Appellate review of judicial notice of a fact from the store of common knowledge is governed by the clearly erroneous standard of Maryland Rule 1086. We are by no means suggesting that Judge Raine would have been clearly wrong if he had declined to take notice of the fact now in issue. We are simply holding that he was not clearly wrong when he did so notice. The principle that there is a legitimate range within which notice may be taken or declined and that there is efficacy in taking it, when appropriate, was early pointed out by Professor James Bradley Thayer in his Preliminary Treatise on Evidence (1898), at p. 300:

"Courts may judicially notice much that they cannot be required to notice. That is well worth emphasizing; for it points to a great possible usefulness in this doctrine, in helping to shorten and simplify trials.... The failure to exercise it tends daily to smother trials with technicality and monstrously lengthens them out."

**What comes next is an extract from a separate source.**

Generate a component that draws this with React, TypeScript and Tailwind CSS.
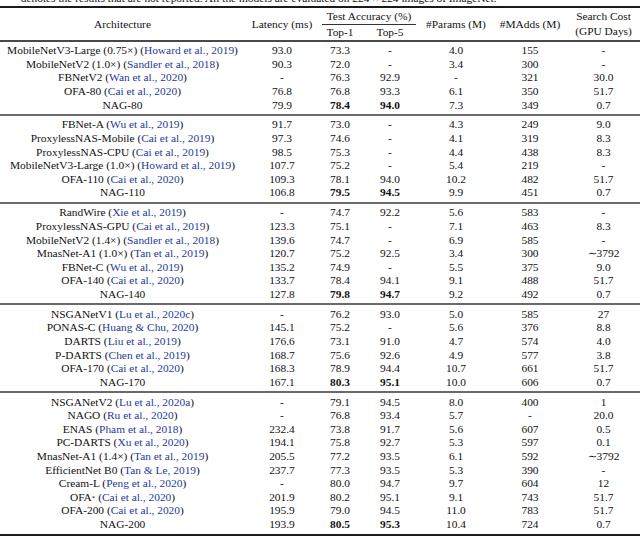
import React from 'react';

type Row = {
  name: string;
  cite?: string;
  sup?: string;
  lat: string;
  top1: string;
  top5: string;
  params: string;
  madds: string;
  cost: string;
  best?: boolean;
};

const COLS = 'grid grid-cols-[245px_74px_42px_58px_74px_74px_73px]';

const GROUPS: Row[][] = [
  [
    { name: 'MobileNetV3-Large (0.75×)', cite: 'Howard et al., 2019', lat: '93.0', top1: '73.3', top5: '-', params: '4.0', madds: '155', cost: '-' },
    { name: 'MobileNetV2 (1.0×)', cite: 'Sandler et al., 2018', lat: '90.3', top1: '72.0', top5: '-', params: '3.4', madds: '300', cost: '-' },
    { name: 'FBNetV2', cite: 'Wan et al., 2020', lat: '-', top1: '76.3', top5: '92.9', params: '-', madds: '321', cost: '30.0' },
    { name: 'OFA-80', cite: 'Cai et al., 2020', lat: '76.8', top1: '76.8', top5: '93.3', params: '6.1', madds: '350', cost: '51.7' },
    { name: 'NAG-80', lat: '79.9', top1: '78.4', top5: '94.0', params: '7.3', madds: '349', cost: '0.7', best: true },
  ],
  [
    { name: 'FBNet-A', cite: 'Wu et al., 2019', lat: '91.7', top1: '73.0', top5: '-', params: '4.3', madds: '249', cost: '9.0' },
    { name: 'ProxylessNAS-Mobile', cite: 'Cai et al., 2019', lat: '97.3', top1: '74.6', top5: '-', params: '4.1', madds: '319', cost: '8.3' },
    { name: 'ProxylessNAS-CPU', cite: 'Cai et al., 2019', lat: '98.5', top1: '75.3', top5: '-', params: '4.4', madds: '438', cost: '8.3' },
    { name: 'MobileNetV3-Large (1.0×)', cite: 'Howard et al., 2019', lat: '107.7', top1: '75.2', top5: '-', params: '5.4', madds: '219', cost: '-' },
    { name: 'OFA-110', cite: 'Cai et al., 2020', lat: '109.3', top1: '78.1', top5: '94.0', params: '10.2', madds: '482', cost: '51.7' },
    { name: 'NAG-110', lat: '106.8', top1: '79.5', top5: '94.5', params: '9.9', madds: '451', cost: '0.7', best: true },
  ],
  [
    { name: 'RandWire', cite: 'Xie et al., 2019', lat: '-', top1: '74.7', top5: '92.2', params: '5.6', madds: '583', cost: '-' },
    { name: 'ProxylessNAS-GPU', cite: 'Cai et al., 2019', lat: '123.3', top1: '75.1', top5: '-', params: '7.1', madds: '463', cost: '8.3' },
    { name: 'MobileNetV2 (1.4×)', cite: 'Sandler et al., 2018', lat: '139.6', top1: '74.7', top5: '-', params: '6.9', madds: '585', cost: '-' },
    { name: 'MnasNet-A1 (1.0×)', cite: 'Tan et al., 2019', lat: '120.7', top1: '75.2', top5: '92.5', params: '3.4', madds: '300', cost: '∼3792' },
    { name: 'FBNet-C', cite: 'Wu et al., 2019', lat: '135.2', top1: '74.9', top5: '-', params: '5.5', madds: '375', cost: '9.0' },
    { name: 'OFA-140', cite: 'Cai et al., 2020', lat: '133.7', top1: '78.4', top5: '94.1', params: '9.1', madds: '488', cost: '51.7' },
    { name: 'NAG-140', lat: '127.8', top1: '79.8', top5: '94.7', params: '9.2', madds: '492', cost: '0.7', best: true },
  ],
  [
    { name: 'NSGANetV1', cite: 'Lu et al., 2020c', lat: '-', top1: '76.2', top5: '93.0', params: '5.0', madds: '585', cost: '27' },
    { name: 'PONAS-C', cite: 'Huang & Chu, 2020', lat: '145.1', top1: '75.2', top5: '-', params: '5.6', madds: '376', cost: '8.8' },
    { name: 'DARTS', cite: 'Liu et al., 2019', lat: '176.6', top1: '73.1', top5: '91.0', params: '4.7', madds: '574', cost: '4.0' },
    { name: 'P-DARTS', cite: 'Chen et al., 2019', lat: '168.7', top1: '75.6', top5: '92.6', params: '4.9', madds: '577', cost: '3.8' },
    { name: 'OFA-170', cite: 'Cai et al., 2020', lat: '168.3', top1: '78.9', top5: '94.4', params: '10.7', madds: '661', cost: '51.7' },
    { name: 'NAG-170', lat: '167.1', top1: '80.3', top5: '95.1', params: '10.0', madds: '606', cost: '0.7', best: true },
  ],
  [
    { name: 'NSGANetV2', cite: 'Lu et al., 2020a', lat: '-', top1: '79.1', top5: '94.5', params: '8.0', madds: '400', cost: '1' },
    { name: 'NAGO', cite: 'Ru et al., 2020', lat: '-', top1: '76.8', top5: '93.4', params: '5.7', madds: '-', cost: '20.0' },
    { name: 'ENAS', cite: 'Pham et al., 2018', lat: '232.4', top1: '73.8', top5: '91.7', params: '5.6', madds: '607', cost: '0.5' },
    { name: 'PC-DARTS', cite: 'Xu et al., 2020', lat: '194.1', top1: '75.8', top5: '92.7', params: '5.3', madds: '597', cost: '0.1' },
    { name: 'MnasNet-A1 (1.4×)', cite: 'Tan et al., 2019', lat: '205.5', top1: '77.2', top5: '93.5', params: '6.1', madds: '592', cost: '∼3792' },
    { name: 'EfficientNet B0', cite: 'Tan & Le, 2019', lat: '237.7', top1: '77.3', top5: '93.5', params: '5.3', madds: '390', cost: '-' },
    { name: 'Cream-L', cite: 'Peng et al., 2020', lat: '-', top1: '80.0', top5: '94.7', params: '9.7', madds: '604', cost: '12' },
    { name: 'OFA', sup: '*', cite: 'Cai et al., 2020', lat: '201.9', top1: '80.2', top5: '95.1', params: '9.1', madds: '743', cost: '51.7' },
    { name: 'OFA-200', cite: 'Cai et al., 2020', lat: '195.9', top1: '79.0', top5: '94.5', params: '11.0', madds: '783', cost: '51.7' },
    { name: 'NAG-200', lat: '193.9', top1: '80.5', top5: '95.3', params: '10.4', madds: '724', cost: '0.7', best: true },
  ],
];

function TableRow({ row }: { row: Row }) {
  return (
    <div className={`${COLS} h-[13.6px] leading-[13.6px] text-center whitespace-nowrap`}>
      <div>
        {row.name}
        {row.sup && <sup className="text-[7px] relative -top-[1px]">{row.sup}</sup>}
        {row.cite && (
          <>
            {' ('}
            <span className="text-[#1f3a9a]">{row.cite}</span>
            {')'}
          </>
        )}
      </div>
      <div>{row.lat}</div>
      <div className={row.best ? 'font-bold' : ''}>{row.top1}</div>
      <div className={row.best ? 'font-bold' : ''}>{row.top5}</div>
      <div>{row.params}</div>
      <div>{row.madds}</div>
      <div>{row.cost}</div>
    </div>
  );
}

export default function App(): React.JSX.Element {
  return (
    <div className="w-[640px] h-[538px] overflow-hidden bg-white text-[#111] font-[family-name:'Liberation_Serif',serif] text-[11.4px]">
      {/* caption, cut at the top of the crop */}
      <div className="h-[6px] overflow-hidden flex items-end pl-[4px]">
        <div className="leading-[13.6px] whitespace-nowrap">
          “-” denotes the results that are not reported. All the models are evaluated on 224 × 224 images of ImageNet.
        </div>
      </div>

      {/* header */}
      <div className={`${COLS} border-t-2 border-b-2 border-t-[#1a1a1a] border-b-[#4a4a4a] text-center whitespace-nowrap`}>
        <div className="row-span-2 flex items-center justify-center">Architecture</div>
        <div className="row-span-2 flex items-center justify-center">Latency (ms)</div>
        <div className="col-span-2 pt-[2px] pb-[1px] px-[3px]">
          <div className="leading-[13.6px] border-b border-[#333]">Test Accuracy (%)</div>
        </div>
        <div className="row-span-2 flex items-center justify-center">#Params (M)</div>
        <div className="row-span-2 flex items-center justify-center">#MAdds (M)</div>
        <div className="row-span-2 flex flex-col items-center justify-center leading-[15px]">
          <span>Search Cost</span>
          <span>(GPU Days)</span>
        </div>
        <div className="leading-[13.6px] pb-[1px]">Top-1</div>
        <div className="leading-[13.6px] pb-[1px]">Top-5</div>
      </div>

      {/* body groups */}
      {GROUPS.map((group, gi) => (
        <div
          key={gi}
          className={
            gi === 0
              ? 'pt-[2px] pb-[2px]'
              : gi === GROUPS.length - 1
                ? 'border-t-2 border-[#6a6a6a] pt-[2.3px] pb-[2px] border-b-2 border-b-[#1a1a1a]'
                : 'border-t-2 border-[#6a6a6a] pt-[2.3px] pb-[2px]'
          }
        >
          {group.map((row) => (
            <TableRow key={row.name + row.lat} row={row} />
          ))}
        </div>
      ))}
    </div>
  );
}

In affirming Judge Raine, we harken to the echo of Lord Sumner in Commonwealth Shipping Representative v. Peninsular & Or. Branch Service, App. Cas. 191, 211 (1923):

"To require that a judge should affect a cloistered aloofness from facts that every other man in Court is fully aware of, and should insist on having proof on oath of what as a man of the world he knows already better than any witness can tell him, is a rule that may easily become pedantic and futile."

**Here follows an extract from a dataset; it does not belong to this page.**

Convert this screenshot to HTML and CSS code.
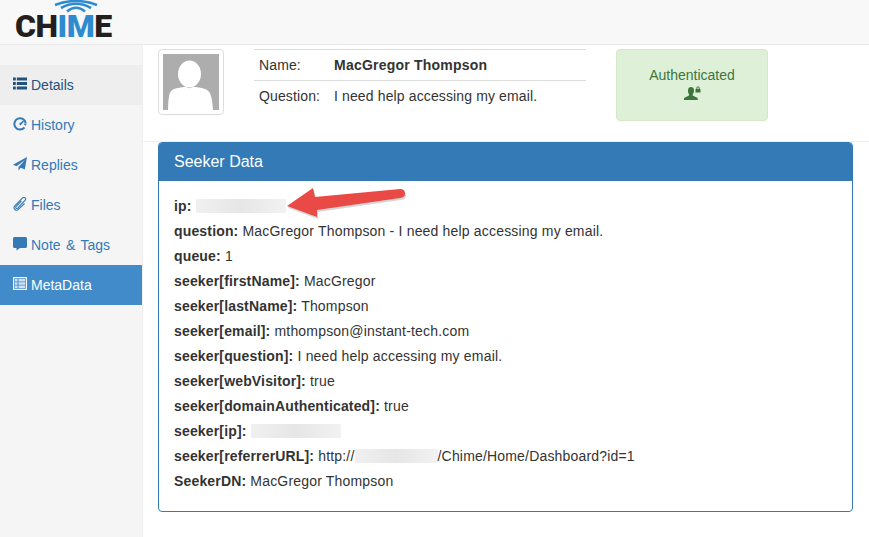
FILE: index.html
```html
<!DOCTYPE html>
<html lang="en">
<head>
<meta charset="utf-8">
<title>Chime</title>
<link rel="stylesheet" href="styles.css">
</head>
<body>
<header class="topbar">
  <div class="logo">
    <svg class="logo-arcs" width="44" height="13" viewBox="0 0 44 13" fill="none" stroke="#2e8bd0" stroke-linecap="butt">
      <path d="M1 5Q22 -3 43 5" stroke-width="2.600"/>
      <path d="M7 8Q22 -.5 37 8" stroke-width="2.600"/>
      <path d="M13 11.500Q22 4 31 11.500" stroke-width="2.600"/>
    </svg>
    <span class="logo-text">CH<span class="logo-blue">IM</span>E</span>
  </div>
</header>
<div class="layout">
  <nav class="sidebar">
    <a class="nav-item is-hover">
      <svg class="nav-icon" viewBox="0 0 14 14"><path fill="currentColor" d="M0 .5h2.800v3H0zM3.800 .5H14v3H3.800zM0 5h2.800v3H0zM3.800 5H14v3H3.800zM0 9.500h2.800v3H0zM3.800 9.500H14v3H3.800z"/></svg>Details</a>
    <a class="nav-item">
      <svg class="nav-icon" viewBox="0 0 14 14"><path fill="none" stroke="currentColor" stroke-width="2" d="M11.500 10.500A5.700 5.700 0 1 1 12.700 6"/><path fill="currentColor" d="M6 7l4-3.500 1 1L7.500 8.500zM10.500 6.500h3.500l-1.700 2.500z"/></svg>History</a>
    <a class="nav-item">
      <svg class="nav-icon" viewBox="0 0 14 14"><path fill="currentColor" d="M14 0L11.800 12.500 7.800 10.800 5.500 13.500V10L12 3 3.500 9.300 0 7.800z"/></svg>Replies</a>
    <a class="nav-item">
      <svg class="nav-icon" viewBox="0 0 14 14"><path fill="none" stroke="currentColor" stroke-width="1.100" d="M8.500 4L3 9.700c-1 1.200 .6 2.400 1.700 1.400L12 3.500C14 1 11 -.5 9.300 1.200L1.800 8.800c-2.300 2.800 1.200 6 3.800 3.400L11.500 6.500"/></svg>Files</a>
    <a class="nav-item">
      <svg class="nav-icon" viewBox="0 0 14 14"><path fill="currentColor" d="M1.500 0h11A1.500 1.500 0 0 1 14 1.500v8a1.500 1.500 0 0 1-1.500 1.500H7L3.500 13.500V11h-2A1.500 1.500 0 0 1 0 9.500v-8A1.500 1.500 0 0 1 1.500 0z"/></svg>Note &amp; Tags</a>
    <a class="nav-item is-active">
      <svg class="nav-icon" viewBox="0 0 14 14"><path fill="currentColor" fill-rule="evenodd" d="M0 0h14v13H0zM1.200 1.200v10.600h11.600V1.200z"/><path fill="currentColor" opacity=".75" d="M2 2h2.500v2.500H2zM5.500 2H12v2.500H5.500zM2 5.300h2.500v2.500H2zM5.500 5.300H12v2.500H5.500zM2 8.600h2.500V11H2zM5.500 8.600H12V11H5.500z"/></svg>MetaData</a>
  </nav>
  <main class="content">
    <section class="summary">
      <div class="avatar">
        <svg width="56" height="56" viewBox="0 0 56 56"><rect width="56" height="56" fill="#adadad"/><ellipse cx="26.500" cy="20" rx="11.500" ry="13.500" fill="#fff"/><path d="M5 56C5.500 42 6 37 11 35c5-1.500 9-2 12-2 2 1.500 5 1.500 7 0 4 0 7 .5 12 2 6 2 7 8 8 21z" fill="#fff"/></svg>
      </div>
      <div class="identity">
        <div class="identity-row"><span class="identity-label">Name:</span><strong>MacGregor Thompson</strong></div>
        <div class="identity-row"><span class="identity-label">Question:</span><span>I need help accessing my email.</span></div>
      </div>
      <div class="auth-badge">
        <span>Authenticated</span>
        <svg class="auth-icon" width="17" height="14" viewBox="0 0 17 14"><path fill="#3c763d" d="M7 1c2 0 3 1.500 3 3.500 0 1.500-.5 3-1.300 3.800V9.500l5 2.500v2H0v-2l5-2.500V8.300C4.300 7.500 4 6 4 4.500 4 2.500 5 1 7 1z"/><path fill="#3c763d" d="M11.500 3H16.500V6.500H11.500z"/><path fill="none" stroke="#3c763d" d="M12.800 3V2a1.200 1.200 0 0 1 2.400 0v1"/></svg>
      </div>
    </section>
    <section class="panel">
      <h2 class="panel-heading">Seeker Data</h2>
      <div class="panel-body">
        <p class="row"><b>ip:</b> <span class="redact redact-ip"></span></p>
        <p class="row"><b>question:</b> MacGregor Thompson - I need help accessing my email.</p>
        <p class="row"><b>queue:</b> 1</p>
        <p class="row"><b>seeker[firstName]:</b> MacGregor</p>
        <p class="row"><b>seeker[lastName]:</b> Thompson</p>
        <p class="row"><b>seeker[email]:</b> mthompson@instant-tech.com</p>
        <p class="row"><b>seeker[question]:</b> I need help accessing my email.</p>
        <p class="row"><b>seeker[webVisitor]:</b> true</p>
        <p class="row"><b>seeker[domainAuthenticated]:</b> true</p>
        <p class="row"><b>seeker[ip]:</b> <span class="redact redact-ip2"></span></p>
        <p class="row"><b>seeker[referrerURL]:</b> http://<span class="redact redact-url"></span>/Chime/Home/Dashboard?id=1</p>
        <p class="row"><b>SeekerDN:</b> MacGregor Thompson</p>
      </div>
    </section>
  </main>
</div>
<svg class="arrow" width="124" height="36" viewBox="0 0 124 36">
  <path fill="#000" opacity=".16" d="M3 21L29 3 31 12 116 4q5 0 5 4.500 0 4-5 4.500L33 25 33 32z" transform="translate(1 2)"/>
  <path fill="#ea4a45" d="M3 21L29 3 31 12 116 4q5 0 5 4.500 0 4-5 4.500L33 25 33 32z"/>
</svg>
</body>
</html>
```
FILE: styles.css
```css
* { box-sizing: border-box; }
html, body { margin: 0; height: 100%; }
body {
  position: relative;
  width: 869px;
  height: 537px;
  overflow: hidden;
  background: #fff;
  color: #333;
  font: 14px/20px "Liberation Sans", Arial, sans-serif;
}
.topbar {
  height: 45px;
  background: #f8f8f8;
  border-bottom: 1px solid #e7e7e7;
  padding-left: 15px;
}
.logo { position: relative; width: 100px; height: 44px; }
.logo-arcs { position: absolute; left: 39px; top: 0; }
.logo-text {
  position: absolute;
  left: 0;
  top: 11px;
  font: 900 32px/31px Roboto, "Liberation Sans", sans-serif;
  color: #231f20;
  letter-spacing: -.5px;
  white-space: nowrap;
}
.logo-blue { color: #2e8bd0; }
.layout { display: flex; height: 492px; }
.sidebar {
  width: 143px;
  flex: none;
  padding-top: 20px;
  background: #f5f5f5;
  border-right: 1px solid #eee;
}
.nav-item {
  display: flex;
  align-items: center;
  height: 40px;
  padding-left: 13px;
  color: #337ab7;
  word-spacing: 1.5px;
}
.nav-icon { width: 14px; height: 14px; margin-right: 4px; margin-top: -3px; flex: none; }
.nav-item.is-hover { background: #eee; color: #23527c; }
.nav-item.is-active { background: #428bca; color: #fff; }
.content { flex: 1; min-width: 0; }
.summary {
  position: relative;
  display: flex;
  align-items: flex-start;
  height: 97px;
  padding: 4px 0 0 15px;
  border-bottom: 1px solid #f0f0f0;
}
.avatar {
  width: 66px;
  height: 66px;
  padding: 4px;
  background: #fff;
  border: 1px solid #ddd;
  border-radius: 4px;
  flex: none;
}
.avatar svg { display: block; }
.identity {
  width: 332px;
  margin-left: 30px;
  border-top: 1px solid #ddd;
  letter-spacing: .13px;
}
.identity strong { letter-spacing: .22px; }
.identity-row {
  display: flex;
  height: 31px;
  padding: 5px 5px 0;
  border-bottom: 1px solid #ddd;
}
.identity-row:last-child { border-bottom: 0; }
.identity-label { width: 75px; flex: none; }
.auth-badge {
  display: flex;
  flex-direction: column;
  align-items: center;
  width: 152px;
  height: 72px;
  margin-left: 30px;
  padding-top: 15px;
  color: #3c763d;
  background: #dff0d8;
  border: 1px solid #d6e9c6;
  border-radius: 4px;
}
.auth-icon { margin-top: 1px; }
.panel {
  width: 695px;
  height: 370px;
  margin-left: 15px;
  border: 1px solid #337ab7;
  border-radius: 4px;
  background: #fff;
}
.panel-heading {
  margin: 0;
  height: 38px;
  padding: 9px 15px;
  font-size: 16px;
  font-weight: 400;
  line-height: 20px;
  color: #fff;
  background: #337ab7;
  border-radius: 3px 3px 0 0;
}
.panel-body { padding: 13px 15px; }
.row { margin: 0; height: 25px; line-height: 25px; white-space: nowrap; letter-spacing: .18px; }
.row b { color: #333; letter-spacing: .16px; }
.redact {
  display: inline-block;
  height: 14px;
  vertical-align: -2px;
  background: linear-gradient(90deg, #f0f0f0, #e6e6e6 50%, #f2f2f2);
}
.redact-ip { width: 90px; }
.redact-ip2 { width: 90px; }
.redact-url { width: 83px; }
.arrow { position: absolute; left: 284px; top: 185px; }
```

To hold otherwise would be to deny that Orson Welles was "Citizen Kane."

Judgment affirmed; costs to be paid by appellant.


[1] The list of categories includes, 1) facts capable of certain verification; 2) judicial notice of domestic and foreign law; 3) facts relating to the personnel, operation and records of the court; 4) other governmental facts; and 5) legislative facts. See generally, McCormick, op. cit., pp. 691-707.